Sembrano passati secoli dall’entusiasmo post closing, il mercato scoppiettante, i “passiamo alle cose formali”, i viaggi di Mirabelli per trattare e comprare giocatori. Ormai il campionato è concluso, il Milan ha collezionato l’ennesima figuraccia allo scadere del secondo tempo contro l’Atalanta ed è quasi ora di tirare le somme su un’annata che si preannunciava piena di soddisfazioni per il tifoso rossonero, ma che invece ha regalato ancora una volta rimpianti su quello che poteva essere ma che invece non è stato.

Quello che il tifoso si chiede è come è possibile essere arrivati al sesto posto (non ancora sicuro) dopo aver speso 230 milioni. Quello che il tifoso vuole sapere è perché si è passati a dire “porteremo di nuovo il Milan sul tetto del mondo”, “il Milan è come una Ferrari lasciata tre anni in garage” a sentire gli stessi identici discorsi del duo Berlusconi – Galliani che tanto hanno fatto infuriare nelle precedenti stagioni, ad esempio la dichiarazione di Mirabelli dopo la partita di ieri: “Scordatevi il Milan delle 7 Champions, non abbiamo più l’appeal né i soldi. Ora con gli sceicchi bisogna fare un altro tipo di mercato, portare potenziali campioni perché ormai quelli affermati non desiderano più giocare nel campionato italiano”.

Non sembra che a capo della Juventus ci sia uno sceicco, tantomeno a Napoli, quel Napoli che ha dato filo da torcere ai bianconeri fino alla fine, che ha un fatturato ( tema tanto caro a molti) in ogni caso minore di quello della società rossonera.
Andando ad analizzare l’operato del nuovo duo bisogna fare una premessa, ovvero che difficilmente dopo una rivoluzione tecnica del genere ci potesse essere un sensibile miglioramento o lottare per lo scudetto, nessuna squadra ci è mai riuscita soprattutto dopo un cambiamento del genere, ma ci si aspettava in ogni caso qualcosa di più dopo i proclami estivi, dove si era posto l’accesso in Champions come obiettivo minimo.
Invece ci siamo ritrovati ad avere praticamente gli stessi identici punti dell’anno scorso, con una squadra che evidentemente è stata costruita male considerando la mole di denaro speso. Tralasciando la follia di spendere quasi 70 milioni solo per il reparto offensivo ritrovandosi, senza l’exploit di Cutrone, con la media goal più bassa della storia, il giudizio da dare è solo uno : progetto tecnico rivedibile e progetto economico di crescita non adeguato.
Passando all’operato di Fassone salta all’occhio immediatamente un fattore importantissimo: Milan China. Secondo il primo rapporto consegnato all’Uefa che poi ha portato al rifiuto del voluntary agreement e al probabile settlement con ancora più probabili sanzioni, l’ AD rossonero aveva previsto un incremento di guadagni francamente poco realistico, passando da un 30 milioni il primo anno, 90 il secondo, 150 il terzo e così via. Il “fiorente” mercato delle sponsorizzazioni cinesi in una stagione ha portato in dote al Milan solamente Alpenwater, con un guadagno di qualche milione, lontano dalle rosee aspettative di Marco Fassone riguardo all’oriente. Insomma una prospettiva quella di Milan China non destinata a durare nel tempo, una missione fallita.

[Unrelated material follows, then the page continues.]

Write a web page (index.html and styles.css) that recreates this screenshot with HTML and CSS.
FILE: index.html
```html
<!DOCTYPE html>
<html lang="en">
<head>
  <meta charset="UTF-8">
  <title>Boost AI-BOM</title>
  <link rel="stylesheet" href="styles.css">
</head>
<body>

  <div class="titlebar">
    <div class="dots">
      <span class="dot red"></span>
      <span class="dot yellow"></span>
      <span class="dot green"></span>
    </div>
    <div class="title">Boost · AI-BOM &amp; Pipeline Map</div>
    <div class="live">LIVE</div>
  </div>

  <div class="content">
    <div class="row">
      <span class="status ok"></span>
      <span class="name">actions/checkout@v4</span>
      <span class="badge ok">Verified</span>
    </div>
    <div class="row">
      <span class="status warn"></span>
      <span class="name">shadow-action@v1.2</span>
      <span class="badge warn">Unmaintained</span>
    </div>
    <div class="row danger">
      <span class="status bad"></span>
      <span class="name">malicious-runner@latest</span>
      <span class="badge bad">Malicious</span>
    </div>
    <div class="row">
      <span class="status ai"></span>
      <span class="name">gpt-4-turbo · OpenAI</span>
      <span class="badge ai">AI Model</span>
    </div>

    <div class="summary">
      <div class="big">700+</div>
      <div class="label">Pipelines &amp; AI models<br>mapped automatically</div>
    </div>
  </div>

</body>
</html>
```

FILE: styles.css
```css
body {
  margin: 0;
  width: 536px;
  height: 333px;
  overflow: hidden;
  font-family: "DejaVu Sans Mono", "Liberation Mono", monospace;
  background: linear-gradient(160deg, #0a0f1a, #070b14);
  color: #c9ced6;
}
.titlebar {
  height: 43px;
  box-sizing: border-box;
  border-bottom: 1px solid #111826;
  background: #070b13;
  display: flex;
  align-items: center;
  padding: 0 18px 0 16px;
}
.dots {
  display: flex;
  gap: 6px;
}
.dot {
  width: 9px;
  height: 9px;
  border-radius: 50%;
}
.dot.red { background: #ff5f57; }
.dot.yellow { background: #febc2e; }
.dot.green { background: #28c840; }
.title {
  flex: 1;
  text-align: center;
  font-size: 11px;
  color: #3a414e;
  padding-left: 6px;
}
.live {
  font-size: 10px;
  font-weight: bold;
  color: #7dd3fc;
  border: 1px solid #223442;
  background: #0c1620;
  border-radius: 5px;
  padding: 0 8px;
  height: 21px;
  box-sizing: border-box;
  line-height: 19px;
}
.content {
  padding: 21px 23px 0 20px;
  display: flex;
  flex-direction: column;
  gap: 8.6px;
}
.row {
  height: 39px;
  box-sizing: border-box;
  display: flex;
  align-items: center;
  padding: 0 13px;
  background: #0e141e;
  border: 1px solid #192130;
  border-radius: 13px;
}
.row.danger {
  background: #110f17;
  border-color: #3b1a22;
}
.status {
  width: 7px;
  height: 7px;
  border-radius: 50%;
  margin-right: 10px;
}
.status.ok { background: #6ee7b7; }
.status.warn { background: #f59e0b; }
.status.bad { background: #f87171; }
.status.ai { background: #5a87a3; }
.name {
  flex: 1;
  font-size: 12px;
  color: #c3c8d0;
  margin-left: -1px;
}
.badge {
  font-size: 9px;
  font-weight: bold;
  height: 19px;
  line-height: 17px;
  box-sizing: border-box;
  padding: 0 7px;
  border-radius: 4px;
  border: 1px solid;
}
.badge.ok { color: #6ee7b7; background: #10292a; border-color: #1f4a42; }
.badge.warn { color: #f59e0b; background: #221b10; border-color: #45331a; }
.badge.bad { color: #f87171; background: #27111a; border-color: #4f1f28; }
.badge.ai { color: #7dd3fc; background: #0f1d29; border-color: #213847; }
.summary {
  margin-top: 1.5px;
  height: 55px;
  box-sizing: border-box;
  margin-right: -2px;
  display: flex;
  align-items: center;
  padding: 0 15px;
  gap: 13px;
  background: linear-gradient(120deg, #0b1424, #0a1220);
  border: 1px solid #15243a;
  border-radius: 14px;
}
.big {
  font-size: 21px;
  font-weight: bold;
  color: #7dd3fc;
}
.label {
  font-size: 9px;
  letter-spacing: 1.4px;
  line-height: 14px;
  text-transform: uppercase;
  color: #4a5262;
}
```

In secundis, non meno importante però, la faccenda del rifinaziamento del debito. Un problema non da poco, poiché per le finanziarie il problema non è risolvere il debito del Milan che si aggira sui 180 milioni, ma quello di Yonghong Li, che evidentemente non offre abbastanza garanzie per poter avere un rifinanziamento a lungo termine , sui 4-5 anni almeno.
Tutti questi fattori hanno portato incertezza in società e di conseguenza in tutto l’ambiente, e con lo spettro di Elliott che si avvicina (ottobre la scadenza per la restituzione del prestito) la posizione dei due, soprattutto quella di Mirabelli, traballa non poco.
L’unica cosa che interessa al tifoso è avere un progetto tecnico adeguato e una proprietà che possa far fronte al calcio odierno, non vivacchiare come è stato per il Milan degli ultimi anni di Berlusconi e Galliani.

Per ora, sicuramente la missione che ci si aspettava da questa società e da questa squadra è ad oggi fallita, aggiungendo che la speranza non muore, la pazienza sì.